### EXERCISE BRIEF
Gather all lines with "this" from the records.

(Pages as source code)
=-=-=
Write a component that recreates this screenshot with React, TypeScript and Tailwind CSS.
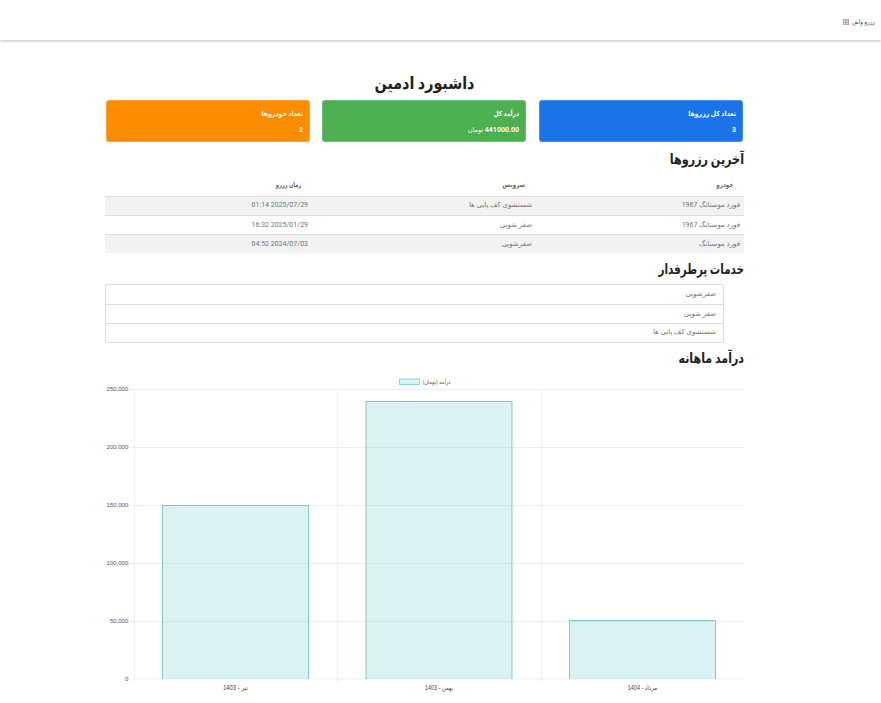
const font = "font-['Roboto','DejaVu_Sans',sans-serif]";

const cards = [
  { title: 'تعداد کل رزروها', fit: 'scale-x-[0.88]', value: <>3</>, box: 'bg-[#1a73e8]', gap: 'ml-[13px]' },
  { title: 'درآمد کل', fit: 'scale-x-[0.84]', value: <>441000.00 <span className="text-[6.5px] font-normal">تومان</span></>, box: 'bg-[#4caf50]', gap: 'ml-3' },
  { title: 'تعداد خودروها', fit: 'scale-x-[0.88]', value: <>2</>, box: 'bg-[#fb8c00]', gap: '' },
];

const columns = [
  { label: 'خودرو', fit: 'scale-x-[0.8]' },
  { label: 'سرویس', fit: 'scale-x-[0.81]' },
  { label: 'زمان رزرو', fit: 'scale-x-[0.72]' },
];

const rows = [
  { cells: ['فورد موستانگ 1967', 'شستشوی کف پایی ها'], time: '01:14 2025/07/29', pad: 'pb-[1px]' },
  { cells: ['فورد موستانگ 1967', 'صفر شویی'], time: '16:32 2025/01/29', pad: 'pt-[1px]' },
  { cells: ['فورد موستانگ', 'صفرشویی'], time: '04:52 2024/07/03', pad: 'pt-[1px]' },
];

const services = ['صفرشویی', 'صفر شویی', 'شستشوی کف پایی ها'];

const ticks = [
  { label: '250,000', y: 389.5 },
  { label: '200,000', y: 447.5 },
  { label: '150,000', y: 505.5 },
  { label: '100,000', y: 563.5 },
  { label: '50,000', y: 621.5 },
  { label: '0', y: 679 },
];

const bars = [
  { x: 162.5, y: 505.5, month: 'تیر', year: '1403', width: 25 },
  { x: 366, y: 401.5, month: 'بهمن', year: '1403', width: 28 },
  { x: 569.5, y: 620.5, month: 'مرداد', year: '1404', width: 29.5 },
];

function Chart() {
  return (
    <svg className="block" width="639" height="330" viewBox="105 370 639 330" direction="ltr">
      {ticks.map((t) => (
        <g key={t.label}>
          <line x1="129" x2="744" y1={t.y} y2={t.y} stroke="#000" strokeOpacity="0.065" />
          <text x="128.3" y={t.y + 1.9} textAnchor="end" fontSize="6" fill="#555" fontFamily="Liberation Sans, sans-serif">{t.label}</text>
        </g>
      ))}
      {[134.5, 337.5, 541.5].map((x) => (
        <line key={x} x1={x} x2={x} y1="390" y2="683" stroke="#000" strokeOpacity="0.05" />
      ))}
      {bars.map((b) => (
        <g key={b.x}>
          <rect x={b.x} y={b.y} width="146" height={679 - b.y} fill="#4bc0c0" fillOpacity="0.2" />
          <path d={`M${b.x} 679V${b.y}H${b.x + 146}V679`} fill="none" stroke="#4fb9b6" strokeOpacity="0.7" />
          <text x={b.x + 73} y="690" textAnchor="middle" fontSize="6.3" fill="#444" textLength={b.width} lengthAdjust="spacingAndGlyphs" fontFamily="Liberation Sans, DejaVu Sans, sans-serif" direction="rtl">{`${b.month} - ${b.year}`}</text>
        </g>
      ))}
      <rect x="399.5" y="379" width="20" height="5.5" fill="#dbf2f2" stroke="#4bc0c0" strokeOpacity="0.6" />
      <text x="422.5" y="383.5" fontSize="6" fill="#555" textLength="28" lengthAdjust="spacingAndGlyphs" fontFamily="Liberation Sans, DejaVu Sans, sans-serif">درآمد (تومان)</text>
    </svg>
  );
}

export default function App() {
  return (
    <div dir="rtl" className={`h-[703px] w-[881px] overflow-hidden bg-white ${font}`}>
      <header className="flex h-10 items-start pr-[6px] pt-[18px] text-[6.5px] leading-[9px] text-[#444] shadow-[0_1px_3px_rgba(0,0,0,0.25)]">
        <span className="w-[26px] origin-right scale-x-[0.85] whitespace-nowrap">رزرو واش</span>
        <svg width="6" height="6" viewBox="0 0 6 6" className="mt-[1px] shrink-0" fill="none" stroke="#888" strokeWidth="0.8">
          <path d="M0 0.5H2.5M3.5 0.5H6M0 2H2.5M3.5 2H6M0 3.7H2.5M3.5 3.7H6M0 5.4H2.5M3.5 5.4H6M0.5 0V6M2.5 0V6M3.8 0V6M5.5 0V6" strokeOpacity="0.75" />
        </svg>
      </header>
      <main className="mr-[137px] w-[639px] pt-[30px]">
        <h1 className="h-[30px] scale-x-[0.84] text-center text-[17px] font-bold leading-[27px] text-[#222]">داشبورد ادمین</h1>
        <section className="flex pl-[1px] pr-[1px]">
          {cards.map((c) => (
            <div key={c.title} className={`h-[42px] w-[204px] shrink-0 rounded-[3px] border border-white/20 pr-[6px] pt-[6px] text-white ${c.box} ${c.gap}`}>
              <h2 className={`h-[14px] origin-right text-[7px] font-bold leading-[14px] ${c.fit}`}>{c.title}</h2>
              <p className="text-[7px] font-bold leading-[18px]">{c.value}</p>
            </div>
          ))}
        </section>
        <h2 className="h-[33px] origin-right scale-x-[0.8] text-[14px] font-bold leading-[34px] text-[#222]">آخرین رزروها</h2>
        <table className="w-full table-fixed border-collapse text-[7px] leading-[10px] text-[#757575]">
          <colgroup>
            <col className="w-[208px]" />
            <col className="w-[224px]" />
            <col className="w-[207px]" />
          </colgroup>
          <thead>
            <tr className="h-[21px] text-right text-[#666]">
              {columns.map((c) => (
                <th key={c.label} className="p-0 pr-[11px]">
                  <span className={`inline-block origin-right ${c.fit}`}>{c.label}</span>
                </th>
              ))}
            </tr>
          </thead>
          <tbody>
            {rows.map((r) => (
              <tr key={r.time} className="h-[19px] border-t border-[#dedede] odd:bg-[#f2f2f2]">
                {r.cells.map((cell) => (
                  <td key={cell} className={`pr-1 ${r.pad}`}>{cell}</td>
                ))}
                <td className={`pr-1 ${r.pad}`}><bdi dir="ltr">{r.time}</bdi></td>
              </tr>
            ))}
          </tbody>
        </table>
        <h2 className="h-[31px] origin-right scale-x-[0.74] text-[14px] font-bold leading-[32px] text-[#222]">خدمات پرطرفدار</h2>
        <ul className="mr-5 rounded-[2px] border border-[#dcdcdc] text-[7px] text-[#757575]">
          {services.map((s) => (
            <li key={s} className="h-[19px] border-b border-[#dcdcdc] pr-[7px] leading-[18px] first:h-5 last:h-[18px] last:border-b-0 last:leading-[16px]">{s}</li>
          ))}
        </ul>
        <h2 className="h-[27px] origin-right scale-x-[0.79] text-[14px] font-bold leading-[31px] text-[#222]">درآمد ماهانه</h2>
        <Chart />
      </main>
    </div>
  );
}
=-=-=
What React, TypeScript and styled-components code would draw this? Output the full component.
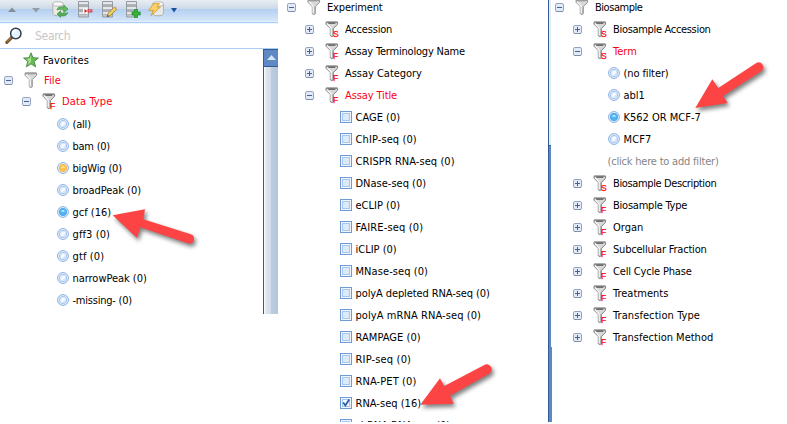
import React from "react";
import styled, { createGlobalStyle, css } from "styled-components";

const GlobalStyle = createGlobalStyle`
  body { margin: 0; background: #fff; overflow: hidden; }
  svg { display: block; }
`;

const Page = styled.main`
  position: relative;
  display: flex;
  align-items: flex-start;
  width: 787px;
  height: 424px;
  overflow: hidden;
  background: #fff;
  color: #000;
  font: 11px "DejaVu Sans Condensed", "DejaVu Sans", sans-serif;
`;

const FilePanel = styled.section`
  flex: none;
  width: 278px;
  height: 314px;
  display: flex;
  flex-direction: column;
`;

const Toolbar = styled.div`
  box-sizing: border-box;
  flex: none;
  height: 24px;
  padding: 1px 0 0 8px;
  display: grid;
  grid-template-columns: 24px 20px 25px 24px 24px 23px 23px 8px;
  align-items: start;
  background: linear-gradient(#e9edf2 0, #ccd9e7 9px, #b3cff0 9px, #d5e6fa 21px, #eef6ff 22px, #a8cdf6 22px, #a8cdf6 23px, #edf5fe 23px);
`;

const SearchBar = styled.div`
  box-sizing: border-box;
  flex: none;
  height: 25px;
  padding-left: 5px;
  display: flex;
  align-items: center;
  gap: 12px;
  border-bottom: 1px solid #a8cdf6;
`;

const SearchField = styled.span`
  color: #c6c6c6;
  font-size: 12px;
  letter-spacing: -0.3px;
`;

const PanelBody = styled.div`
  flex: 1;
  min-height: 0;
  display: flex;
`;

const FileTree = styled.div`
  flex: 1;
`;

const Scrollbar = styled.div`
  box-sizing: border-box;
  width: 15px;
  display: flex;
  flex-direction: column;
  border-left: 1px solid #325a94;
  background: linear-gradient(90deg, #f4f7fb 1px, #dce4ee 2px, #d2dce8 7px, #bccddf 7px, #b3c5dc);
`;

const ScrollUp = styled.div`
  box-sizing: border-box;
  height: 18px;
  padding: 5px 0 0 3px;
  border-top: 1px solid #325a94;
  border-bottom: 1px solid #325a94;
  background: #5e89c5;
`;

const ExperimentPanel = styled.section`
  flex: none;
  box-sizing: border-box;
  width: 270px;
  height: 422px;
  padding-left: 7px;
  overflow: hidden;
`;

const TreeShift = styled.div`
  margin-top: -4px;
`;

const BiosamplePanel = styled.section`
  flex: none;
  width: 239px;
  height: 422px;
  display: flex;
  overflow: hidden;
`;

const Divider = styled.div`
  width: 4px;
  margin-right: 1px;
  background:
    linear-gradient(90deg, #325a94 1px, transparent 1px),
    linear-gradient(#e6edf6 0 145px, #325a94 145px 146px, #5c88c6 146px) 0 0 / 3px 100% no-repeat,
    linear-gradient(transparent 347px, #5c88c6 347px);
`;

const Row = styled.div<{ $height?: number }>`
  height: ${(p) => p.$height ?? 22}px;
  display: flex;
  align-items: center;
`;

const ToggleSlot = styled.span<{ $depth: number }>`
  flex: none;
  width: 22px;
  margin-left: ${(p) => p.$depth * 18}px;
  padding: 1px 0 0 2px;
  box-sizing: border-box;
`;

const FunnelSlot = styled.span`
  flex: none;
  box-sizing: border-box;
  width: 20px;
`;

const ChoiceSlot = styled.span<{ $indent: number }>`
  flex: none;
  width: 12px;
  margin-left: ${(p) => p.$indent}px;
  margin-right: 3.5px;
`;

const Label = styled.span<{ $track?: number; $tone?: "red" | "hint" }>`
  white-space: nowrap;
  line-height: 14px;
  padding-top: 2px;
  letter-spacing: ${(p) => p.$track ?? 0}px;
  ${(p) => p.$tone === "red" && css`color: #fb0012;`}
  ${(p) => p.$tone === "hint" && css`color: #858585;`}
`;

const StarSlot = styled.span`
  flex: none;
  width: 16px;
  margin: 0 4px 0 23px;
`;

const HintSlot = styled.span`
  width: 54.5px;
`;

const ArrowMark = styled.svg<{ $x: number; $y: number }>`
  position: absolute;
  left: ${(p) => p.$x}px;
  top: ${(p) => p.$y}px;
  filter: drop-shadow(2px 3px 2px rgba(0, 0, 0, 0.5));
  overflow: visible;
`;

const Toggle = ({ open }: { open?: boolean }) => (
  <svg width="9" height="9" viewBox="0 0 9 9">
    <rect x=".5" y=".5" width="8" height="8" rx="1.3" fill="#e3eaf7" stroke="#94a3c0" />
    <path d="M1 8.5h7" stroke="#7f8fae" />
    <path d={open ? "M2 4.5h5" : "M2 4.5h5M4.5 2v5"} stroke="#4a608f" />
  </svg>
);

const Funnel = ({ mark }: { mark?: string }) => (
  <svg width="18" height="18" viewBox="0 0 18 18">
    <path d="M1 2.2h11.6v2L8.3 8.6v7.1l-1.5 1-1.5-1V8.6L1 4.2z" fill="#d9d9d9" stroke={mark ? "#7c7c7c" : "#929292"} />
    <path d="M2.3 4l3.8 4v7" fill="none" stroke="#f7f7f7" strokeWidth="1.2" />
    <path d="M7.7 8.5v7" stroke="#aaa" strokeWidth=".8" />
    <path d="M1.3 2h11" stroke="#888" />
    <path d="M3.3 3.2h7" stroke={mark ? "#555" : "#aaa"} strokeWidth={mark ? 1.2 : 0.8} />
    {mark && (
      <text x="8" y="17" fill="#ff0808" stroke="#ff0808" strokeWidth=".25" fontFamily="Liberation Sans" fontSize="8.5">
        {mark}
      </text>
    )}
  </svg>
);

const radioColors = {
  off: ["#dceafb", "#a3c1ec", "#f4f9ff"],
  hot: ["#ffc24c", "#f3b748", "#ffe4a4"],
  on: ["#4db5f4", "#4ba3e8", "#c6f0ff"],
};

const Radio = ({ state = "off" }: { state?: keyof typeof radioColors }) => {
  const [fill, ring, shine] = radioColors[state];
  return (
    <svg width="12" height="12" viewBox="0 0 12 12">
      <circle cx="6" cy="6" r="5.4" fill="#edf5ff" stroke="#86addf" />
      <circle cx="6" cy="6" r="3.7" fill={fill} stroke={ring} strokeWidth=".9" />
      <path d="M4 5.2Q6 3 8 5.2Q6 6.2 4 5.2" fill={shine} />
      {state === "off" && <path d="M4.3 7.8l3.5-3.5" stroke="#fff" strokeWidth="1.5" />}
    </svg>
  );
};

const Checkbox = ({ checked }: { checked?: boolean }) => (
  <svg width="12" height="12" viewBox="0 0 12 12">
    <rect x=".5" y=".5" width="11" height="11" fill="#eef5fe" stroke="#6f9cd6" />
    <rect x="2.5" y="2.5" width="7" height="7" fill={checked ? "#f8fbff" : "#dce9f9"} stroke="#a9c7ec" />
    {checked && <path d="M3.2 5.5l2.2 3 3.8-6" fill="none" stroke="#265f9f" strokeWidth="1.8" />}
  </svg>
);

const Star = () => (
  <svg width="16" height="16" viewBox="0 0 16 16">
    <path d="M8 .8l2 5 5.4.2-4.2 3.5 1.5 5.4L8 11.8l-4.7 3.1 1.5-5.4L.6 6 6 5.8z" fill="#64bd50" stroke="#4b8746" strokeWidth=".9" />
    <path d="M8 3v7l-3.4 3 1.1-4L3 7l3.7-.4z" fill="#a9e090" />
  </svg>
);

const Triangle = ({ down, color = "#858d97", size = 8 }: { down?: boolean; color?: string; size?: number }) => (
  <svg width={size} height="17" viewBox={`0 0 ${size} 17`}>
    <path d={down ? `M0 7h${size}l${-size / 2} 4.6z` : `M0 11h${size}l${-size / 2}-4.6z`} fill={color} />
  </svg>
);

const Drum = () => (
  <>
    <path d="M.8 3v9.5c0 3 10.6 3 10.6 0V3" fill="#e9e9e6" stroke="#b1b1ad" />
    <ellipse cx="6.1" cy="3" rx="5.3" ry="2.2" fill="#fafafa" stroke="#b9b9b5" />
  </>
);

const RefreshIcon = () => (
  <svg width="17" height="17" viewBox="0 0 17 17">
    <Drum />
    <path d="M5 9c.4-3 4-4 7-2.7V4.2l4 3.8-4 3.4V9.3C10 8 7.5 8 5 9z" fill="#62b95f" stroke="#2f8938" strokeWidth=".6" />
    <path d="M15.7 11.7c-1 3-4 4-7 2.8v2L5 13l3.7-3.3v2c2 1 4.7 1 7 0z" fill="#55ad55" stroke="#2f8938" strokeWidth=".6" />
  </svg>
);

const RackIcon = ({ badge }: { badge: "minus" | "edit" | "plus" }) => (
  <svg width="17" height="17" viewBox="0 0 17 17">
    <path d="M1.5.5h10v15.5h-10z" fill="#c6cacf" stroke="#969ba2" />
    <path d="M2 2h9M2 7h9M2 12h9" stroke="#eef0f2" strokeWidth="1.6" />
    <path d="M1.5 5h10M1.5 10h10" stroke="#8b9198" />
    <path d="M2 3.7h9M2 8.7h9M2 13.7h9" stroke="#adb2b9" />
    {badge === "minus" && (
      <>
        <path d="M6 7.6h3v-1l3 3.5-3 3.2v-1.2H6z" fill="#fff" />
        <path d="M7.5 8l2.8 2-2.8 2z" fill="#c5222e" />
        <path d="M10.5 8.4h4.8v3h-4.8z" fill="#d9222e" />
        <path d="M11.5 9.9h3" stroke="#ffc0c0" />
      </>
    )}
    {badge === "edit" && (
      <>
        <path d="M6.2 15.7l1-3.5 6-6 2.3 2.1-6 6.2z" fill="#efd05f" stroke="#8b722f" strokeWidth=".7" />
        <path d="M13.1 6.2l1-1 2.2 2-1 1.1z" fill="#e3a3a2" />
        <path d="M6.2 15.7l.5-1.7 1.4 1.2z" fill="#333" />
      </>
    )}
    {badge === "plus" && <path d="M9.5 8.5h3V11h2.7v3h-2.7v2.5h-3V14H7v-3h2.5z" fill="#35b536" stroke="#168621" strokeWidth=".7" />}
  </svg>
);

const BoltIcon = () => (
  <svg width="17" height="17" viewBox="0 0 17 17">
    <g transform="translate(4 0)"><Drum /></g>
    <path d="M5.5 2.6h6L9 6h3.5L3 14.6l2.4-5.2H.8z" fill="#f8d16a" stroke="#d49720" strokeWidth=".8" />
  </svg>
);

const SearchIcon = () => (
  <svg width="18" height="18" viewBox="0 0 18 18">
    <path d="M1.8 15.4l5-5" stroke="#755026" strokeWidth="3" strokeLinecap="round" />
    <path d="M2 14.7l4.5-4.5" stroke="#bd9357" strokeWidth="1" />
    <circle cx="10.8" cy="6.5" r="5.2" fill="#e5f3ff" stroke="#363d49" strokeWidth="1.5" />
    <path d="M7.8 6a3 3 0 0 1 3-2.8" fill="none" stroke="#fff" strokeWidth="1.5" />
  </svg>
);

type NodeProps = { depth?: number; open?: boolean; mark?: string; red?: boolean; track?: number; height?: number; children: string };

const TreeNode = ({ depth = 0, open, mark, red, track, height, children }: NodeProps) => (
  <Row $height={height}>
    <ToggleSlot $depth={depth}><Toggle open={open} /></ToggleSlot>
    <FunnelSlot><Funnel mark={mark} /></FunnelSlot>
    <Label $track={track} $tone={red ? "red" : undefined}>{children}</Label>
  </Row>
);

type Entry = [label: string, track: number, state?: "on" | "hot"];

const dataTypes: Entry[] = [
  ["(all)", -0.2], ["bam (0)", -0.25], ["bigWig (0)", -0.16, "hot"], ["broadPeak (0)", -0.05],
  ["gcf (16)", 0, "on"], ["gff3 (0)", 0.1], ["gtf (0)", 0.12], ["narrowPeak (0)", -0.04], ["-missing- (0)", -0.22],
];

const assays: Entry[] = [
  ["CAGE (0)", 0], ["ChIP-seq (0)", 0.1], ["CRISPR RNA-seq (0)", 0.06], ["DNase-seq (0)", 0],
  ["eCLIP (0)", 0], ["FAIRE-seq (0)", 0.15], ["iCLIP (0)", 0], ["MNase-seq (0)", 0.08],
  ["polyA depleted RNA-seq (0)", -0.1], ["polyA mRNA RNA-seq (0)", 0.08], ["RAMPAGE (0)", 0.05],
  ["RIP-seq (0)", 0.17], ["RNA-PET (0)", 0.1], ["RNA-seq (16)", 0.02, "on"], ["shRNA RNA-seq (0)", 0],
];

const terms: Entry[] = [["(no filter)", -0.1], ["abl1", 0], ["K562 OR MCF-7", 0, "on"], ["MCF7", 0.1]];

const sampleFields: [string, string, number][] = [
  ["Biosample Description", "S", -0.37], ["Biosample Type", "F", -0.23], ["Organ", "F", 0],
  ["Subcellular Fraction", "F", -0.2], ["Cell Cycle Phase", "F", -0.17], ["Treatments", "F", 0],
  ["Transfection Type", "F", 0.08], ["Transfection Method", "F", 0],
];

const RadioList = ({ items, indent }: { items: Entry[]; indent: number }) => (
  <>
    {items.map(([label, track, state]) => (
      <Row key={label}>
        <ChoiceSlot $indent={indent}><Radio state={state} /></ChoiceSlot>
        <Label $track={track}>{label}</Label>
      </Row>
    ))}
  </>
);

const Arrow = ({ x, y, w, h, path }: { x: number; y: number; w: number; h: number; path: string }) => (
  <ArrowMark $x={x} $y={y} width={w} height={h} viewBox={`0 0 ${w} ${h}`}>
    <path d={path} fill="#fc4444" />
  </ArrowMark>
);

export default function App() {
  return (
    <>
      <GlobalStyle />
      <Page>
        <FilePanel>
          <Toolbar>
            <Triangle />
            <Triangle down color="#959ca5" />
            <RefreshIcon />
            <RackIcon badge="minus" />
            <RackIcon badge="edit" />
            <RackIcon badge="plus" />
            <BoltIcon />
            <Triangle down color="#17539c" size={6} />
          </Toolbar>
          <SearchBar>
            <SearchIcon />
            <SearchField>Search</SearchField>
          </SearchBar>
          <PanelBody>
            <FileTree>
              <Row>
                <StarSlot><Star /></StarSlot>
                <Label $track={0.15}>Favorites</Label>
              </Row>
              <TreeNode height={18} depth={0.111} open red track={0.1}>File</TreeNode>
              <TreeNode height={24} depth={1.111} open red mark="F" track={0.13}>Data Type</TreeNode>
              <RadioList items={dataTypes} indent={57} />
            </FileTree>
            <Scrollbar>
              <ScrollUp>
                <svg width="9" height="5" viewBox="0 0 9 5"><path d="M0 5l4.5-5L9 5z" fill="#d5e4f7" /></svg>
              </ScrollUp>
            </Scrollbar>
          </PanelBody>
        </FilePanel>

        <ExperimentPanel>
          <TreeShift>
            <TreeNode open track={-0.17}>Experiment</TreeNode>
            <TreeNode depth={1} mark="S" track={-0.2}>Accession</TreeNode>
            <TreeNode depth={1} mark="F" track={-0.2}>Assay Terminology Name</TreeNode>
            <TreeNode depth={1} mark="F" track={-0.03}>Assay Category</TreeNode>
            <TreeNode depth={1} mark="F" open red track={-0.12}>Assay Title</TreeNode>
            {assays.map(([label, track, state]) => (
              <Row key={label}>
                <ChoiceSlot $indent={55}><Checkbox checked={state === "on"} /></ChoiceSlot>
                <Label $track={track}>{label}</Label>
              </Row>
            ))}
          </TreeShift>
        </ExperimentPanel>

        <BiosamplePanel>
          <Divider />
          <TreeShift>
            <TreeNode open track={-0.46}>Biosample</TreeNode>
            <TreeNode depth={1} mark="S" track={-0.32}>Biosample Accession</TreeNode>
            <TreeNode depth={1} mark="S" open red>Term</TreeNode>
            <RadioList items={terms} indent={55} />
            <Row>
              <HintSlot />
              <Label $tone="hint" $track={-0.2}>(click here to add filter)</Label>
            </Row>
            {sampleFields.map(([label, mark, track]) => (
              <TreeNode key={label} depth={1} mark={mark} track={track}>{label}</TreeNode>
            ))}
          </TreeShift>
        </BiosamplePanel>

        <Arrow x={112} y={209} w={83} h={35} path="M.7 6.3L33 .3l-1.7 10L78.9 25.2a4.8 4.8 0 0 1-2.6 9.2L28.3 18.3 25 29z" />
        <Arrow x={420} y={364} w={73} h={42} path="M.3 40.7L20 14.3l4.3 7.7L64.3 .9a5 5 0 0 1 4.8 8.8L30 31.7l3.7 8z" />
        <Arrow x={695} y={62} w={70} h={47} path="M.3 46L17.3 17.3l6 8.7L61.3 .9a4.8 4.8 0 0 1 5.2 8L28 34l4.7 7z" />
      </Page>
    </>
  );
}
=-=-=
### ANSWER BELOW
Write a component that recreates this screenshot with React, TypeScript and Tailwind CSS.
What React, TypeScript and styled-components code would draw this? Output the full component.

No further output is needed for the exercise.